The request: Write out each line word for word. Drop pictures.

Collected data:
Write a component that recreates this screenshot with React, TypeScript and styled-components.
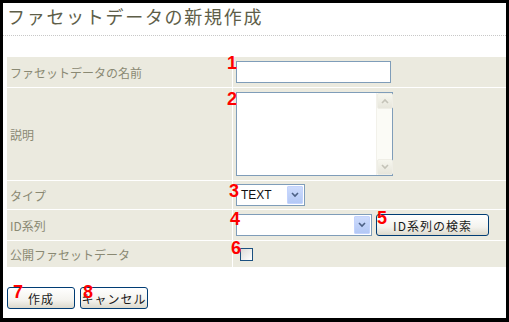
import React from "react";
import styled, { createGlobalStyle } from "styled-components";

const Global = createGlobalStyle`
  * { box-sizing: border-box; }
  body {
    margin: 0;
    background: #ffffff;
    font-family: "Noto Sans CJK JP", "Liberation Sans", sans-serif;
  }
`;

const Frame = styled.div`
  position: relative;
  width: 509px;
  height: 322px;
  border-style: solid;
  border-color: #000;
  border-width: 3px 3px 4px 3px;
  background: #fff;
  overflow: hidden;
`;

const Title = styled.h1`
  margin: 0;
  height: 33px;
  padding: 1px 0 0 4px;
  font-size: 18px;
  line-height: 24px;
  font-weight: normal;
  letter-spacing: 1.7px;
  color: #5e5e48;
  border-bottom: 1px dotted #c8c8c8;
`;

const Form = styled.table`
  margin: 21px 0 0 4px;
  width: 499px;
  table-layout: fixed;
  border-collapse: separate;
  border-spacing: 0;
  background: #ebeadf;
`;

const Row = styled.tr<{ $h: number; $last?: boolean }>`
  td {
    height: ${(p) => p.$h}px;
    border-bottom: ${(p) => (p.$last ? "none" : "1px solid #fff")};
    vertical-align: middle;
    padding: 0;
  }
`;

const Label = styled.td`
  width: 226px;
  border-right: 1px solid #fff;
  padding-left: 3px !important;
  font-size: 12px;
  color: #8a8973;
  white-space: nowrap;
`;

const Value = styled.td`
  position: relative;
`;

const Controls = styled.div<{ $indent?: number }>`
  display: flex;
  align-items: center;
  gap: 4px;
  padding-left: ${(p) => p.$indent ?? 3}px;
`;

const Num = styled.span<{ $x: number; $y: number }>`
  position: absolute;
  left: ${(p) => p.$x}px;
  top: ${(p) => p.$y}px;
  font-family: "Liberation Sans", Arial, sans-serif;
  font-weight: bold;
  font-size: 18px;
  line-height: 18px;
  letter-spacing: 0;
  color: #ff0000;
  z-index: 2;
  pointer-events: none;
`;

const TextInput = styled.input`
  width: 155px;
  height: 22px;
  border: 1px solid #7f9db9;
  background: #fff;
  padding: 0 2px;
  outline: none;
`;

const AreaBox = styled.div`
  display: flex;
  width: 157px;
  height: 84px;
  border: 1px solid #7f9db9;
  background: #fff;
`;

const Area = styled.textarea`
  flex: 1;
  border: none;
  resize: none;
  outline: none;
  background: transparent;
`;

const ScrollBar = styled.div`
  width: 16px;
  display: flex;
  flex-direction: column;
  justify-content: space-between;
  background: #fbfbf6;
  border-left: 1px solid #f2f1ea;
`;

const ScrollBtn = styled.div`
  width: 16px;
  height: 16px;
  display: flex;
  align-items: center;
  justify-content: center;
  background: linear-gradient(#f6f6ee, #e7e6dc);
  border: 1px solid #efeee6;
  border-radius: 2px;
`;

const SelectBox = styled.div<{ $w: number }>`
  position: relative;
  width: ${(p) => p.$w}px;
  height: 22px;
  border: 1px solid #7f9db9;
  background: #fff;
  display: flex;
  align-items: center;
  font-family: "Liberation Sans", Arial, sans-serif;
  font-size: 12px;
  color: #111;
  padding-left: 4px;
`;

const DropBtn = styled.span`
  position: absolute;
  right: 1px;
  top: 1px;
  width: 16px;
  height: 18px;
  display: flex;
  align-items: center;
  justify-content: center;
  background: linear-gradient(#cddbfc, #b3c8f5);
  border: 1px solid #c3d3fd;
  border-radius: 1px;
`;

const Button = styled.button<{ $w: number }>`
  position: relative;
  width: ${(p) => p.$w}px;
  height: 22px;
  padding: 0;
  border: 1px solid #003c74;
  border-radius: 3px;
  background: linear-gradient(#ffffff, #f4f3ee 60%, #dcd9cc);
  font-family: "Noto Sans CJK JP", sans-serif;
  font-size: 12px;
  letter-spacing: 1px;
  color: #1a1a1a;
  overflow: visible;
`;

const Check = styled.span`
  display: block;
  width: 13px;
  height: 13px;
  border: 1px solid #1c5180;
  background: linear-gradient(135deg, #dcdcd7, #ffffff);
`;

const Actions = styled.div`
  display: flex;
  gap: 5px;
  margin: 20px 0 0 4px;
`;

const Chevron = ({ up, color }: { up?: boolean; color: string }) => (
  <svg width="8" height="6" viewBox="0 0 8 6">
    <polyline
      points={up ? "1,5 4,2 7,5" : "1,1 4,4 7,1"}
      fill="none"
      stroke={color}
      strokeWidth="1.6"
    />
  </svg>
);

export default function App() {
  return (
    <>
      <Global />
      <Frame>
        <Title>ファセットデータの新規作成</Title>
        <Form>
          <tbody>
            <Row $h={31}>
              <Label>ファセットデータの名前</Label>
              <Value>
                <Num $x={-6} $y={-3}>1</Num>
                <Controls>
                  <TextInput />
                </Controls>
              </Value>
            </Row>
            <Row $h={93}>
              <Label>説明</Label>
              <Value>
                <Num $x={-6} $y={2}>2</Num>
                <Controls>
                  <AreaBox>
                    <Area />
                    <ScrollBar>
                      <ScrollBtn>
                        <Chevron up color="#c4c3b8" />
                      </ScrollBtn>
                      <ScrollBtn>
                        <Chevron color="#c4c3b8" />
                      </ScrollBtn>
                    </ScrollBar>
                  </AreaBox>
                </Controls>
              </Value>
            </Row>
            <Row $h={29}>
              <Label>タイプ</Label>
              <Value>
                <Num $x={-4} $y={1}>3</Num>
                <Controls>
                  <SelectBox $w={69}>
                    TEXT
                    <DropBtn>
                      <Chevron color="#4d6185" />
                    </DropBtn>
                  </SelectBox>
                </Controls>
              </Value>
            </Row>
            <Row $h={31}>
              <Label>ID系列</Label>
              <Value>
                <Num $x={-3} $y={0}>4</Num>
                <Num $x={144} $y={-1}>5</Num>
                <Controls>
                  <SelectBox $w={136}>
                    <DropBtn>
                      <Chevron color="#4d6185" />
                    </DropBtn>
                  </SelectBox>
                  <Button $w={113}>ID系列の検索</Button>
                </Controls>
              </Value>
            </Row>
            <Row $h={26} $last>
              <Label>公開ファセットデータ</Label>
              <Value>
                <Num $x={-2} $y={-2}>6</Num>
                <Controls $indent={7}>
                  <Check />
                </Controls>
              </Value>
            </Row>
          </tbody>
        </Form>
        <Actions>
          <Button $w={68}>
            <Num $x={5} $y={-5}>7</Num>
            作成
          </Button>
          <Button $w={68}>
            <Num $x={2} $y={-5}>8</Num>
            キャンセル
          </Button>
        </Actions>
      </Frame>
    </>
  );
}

Exercise result:
Write a component that recreates this screenshot with React, TypeScript and styled-components.
import React from "react";
import styled, { createGlobalStyle } from "styled-components";

const Global = createGlobalStyle`
  * { box-sizing: border-box; }
  body {
    margin: 0;
    background: #ffffff;
    font-family: "Noto Sans CJK JP", "Liberation Sans", sans-serif;
  }
`;

const Frame = styled.div`
  position: relative;
  width: 509px;
  height: 322px;
  border-style: solid;
  border-color: #000;
  border-width: 3px 3px 4px 3px;
  background: #fff;
  overflow: hidden;
`;

const Title = styled.h1`
  margin: 0;
  height: 33px;
  padding: 1px 0 0 4px;
  font-size: 18px;
  line-height: 24px;
  font-weight: normal;
  letter-spacing: 1.7px;
  color: #5e5e48;
  border-bottom: 1px dotted #c8c8c8;
`;

const Form = styled.table`
  margin: 21px 0 0 4px;
  width: 499px;
  table-layout: fixed;
  border-collapse: separate;
  border-spacing: 0;
  background: #ebeadf;
`;

const Row = styled.tr<{ $h: number; $last?: boolean }>`
  td {
    height: ${(p) => p.$h}px;
    border-bottom: ${(p) => (p.$last ? "none" : "1px solid #fff")};
    vertical-align: middle;
    padding: 0;
  }
`;

const Label = styled.td`
  width: 226px;
  border-right: 1px solid #fff;
  padding-left: 3px !important;
  font-size: 12px;
  color: #8a8973;
  white-space: nowrap;
`;

const Value = styled.td`
  position: relative;
`;

const Controls = styled.div<{ $indent?: number }>`
  display: flex;
  align-items: center;
  gap: 4px;
  padding-left: ${(p) => p.$indent ?? 3}px;
`;

const Num = styled.span<{ $x: number; $y: number }>`
  position: absolute;
  left: ${(p) => p.$x}px;
  top: ${(p) => p.$y}px;
  font-family: "Liberation Sans", Arial, sans-serif;
  font-weight: bold;
  font-size: 18px;
  line-height: 18px;
  letter-spacing: 0;
  color: #ff0000;
  z-index: 2;
  pointer-events: none;
`;

const TextInput = styled.input`
  width: 155px;
  height: 22px;
  border: 1px solid #7f9db9;
  background: #fff;
  padding: 0 2px;
  outline: none;
`;

const AreaBox = styled.div`
  display: flex;
  width: 157px;
  height: 84px;
  border: 1px solid #7f9db9;
  background: #fff;
`;

const Area = styled.textarea`
  flex: 1;
  border: none;
  resize: none;
  outline: none;
  background: transparent;
`;

const ScrollBar = styled.div`
  width: 16px;
  display: flex;
  flex-direction: column;
  justify-content: space-between;
  background: #fbfbf6;
  border-left: 1px solid #f2f1ea;
`;

const ScrollBtn = styled.div`
  width: 16px;
  height: 16px;
  display: flex;
  align-items: center;
  justify-content: center;
  background: linear-gradient(#f6f6ee, #e7e6dc);
  border: 1px solid #efeee6;
  border-radius: 2px;
`;

const SelectBox = styled.div<{ $w: number }>`
  position: relative;
  width: ${(p) => p.$w}px;
  height: 22px;
  border: 1px solid #7f9db9;
  background: #fff;
  display: flex;
  align-items: center;
  font-family: "Liberation Sans", Arial, sans-serif;
  font-size: 12px;
  color: #111;
  padding-left: 4px;
`;

const DropBtn = styled.span`
  position: absolute;
  right: 1px;
  top: 1px;
  width: 16px;
  height: 18px;
  display: flex;
  align-items: center;
  justify-content: center;
  background: linear-gradient(#cddbfc, #b3c8f5);
  border: 1px solid #c3d3fd;
  border-radius: 1px;
`;

const Button = styled.button<{ $w: number }>`
  position: relative;
  width: ${(p) => p.$w}px;
  height: 22px;
  padding: 0;
  border: 1px solid #003c74;
  border-radius: 3px;
  background: linear-gradient(#ffffff, #f4f3ee 60%, #dcd9cc);
  font-family: "Noto Sans CJK JP", sans-serif;
  font-size: 12px;
  letter-spacing: 1px;
  color: #1a1a1a;
  overflow: visible;
`;

const Check = styled.span`
  display: block;
  width: 13px;
  height: 13px;
  border: 1px solid #1c5180;
  background: linear-gradient(135deg, #dcdcd7, #ffffff);
`;

const Actions = styled.div`
  display: flex;
  gap: 5px;
  margin: 20px 0 0 4px;
`;

const Chevron = ({ up, color }: { up?: boolean; color: string }) => (
  <svg width="8" height="6" viewBox="0 0 8 6">
    <polyline
      points={up ? "1,5 4,2 7,5" : "1,1 4,4 7,1"}
      fill="none"
      stroke={color}
      strokeWidth="1.6"
    />
  </svg>
);

export default function App() {
  return (
    <>
      <Global />
      <Frame>
        <Title>ファセットデータの新規作成</Title>
        <Form>
          <tbody>
            <Row $h={31}>
              <Label>ファセットデータの名前</Label>
              <Value>
                <Num $x={-6} $y={-3}>1</Num>
                <Controls>
                  <TextInput />
                </Controls>
              </Value>
            </Row>
            <Row $h={93}>
              <Label>説明</Label>
              <Value>
                <Num $x={-6} $y={2}>2</Num>
                <Controls>
                  <AreaBox>
                    <Area />
                    <ScrollBar>
                      <ScrollBtn>
                        <Chevron up color="#c4c3b8" />
                      </ScrollBtn>
                      <ScrollBtn>
                        <Chevron color="#c4c3b8" />
                      </ScrollBtn>
                    </ScrollBar>
                  </AreaBox>
                </Controls>
              </Value>
            </Row>
            <Row $h={29}>
              <Label>タイプ</Label>
              <Value>
                <Num $x={-4} $y={1}>3</Num>
                <Controls>
                  <SelectBox $w={69}>
                    TEXT
                    <DropBtn>
                      <Chevron color="#4d6185" />
                    </DropBtn>
                  </SelectBox>
                </Controls>
              </Value>
            </Row>
            <Row $h={31}>
              <Label>ID系列</Label>
              <Value>
                <Num $x={-3} $y={0}>4</Num>
                <Num $x={144} $y={-1}>5</Num>
                <Controls>
                  <SelectBox $w={136}>
                    <DropBtn>
                      <Chevron color="#4d6185" />
                    </DropBtn>
                  </SelectBox>
                  <Button $w={113}>ID系列の検索</Button>
                </Controls>
              </Value>
            </Row>
            <Row $h={26} $last>
              <Label>公開ファセットデータ</Label>
              <Value>
                <Num $x={-2} $y={-2}>6</Num>
                <Controls $indent={7}>
                  <Check />
                </Controls>
              </Value>
            </Row>
          </tbody>
        </Form>
        <Actions>
          <Button $w={68}>
            <Num $x={5} $y={-5}>7</Num>
            作成
          </Button>
          <Button $w={68}>
            <Num $x={2} $y={-5}>8</Num>
            キャンセル
          </Button>
        </Actions>
      </Frame>
    </>
  );
}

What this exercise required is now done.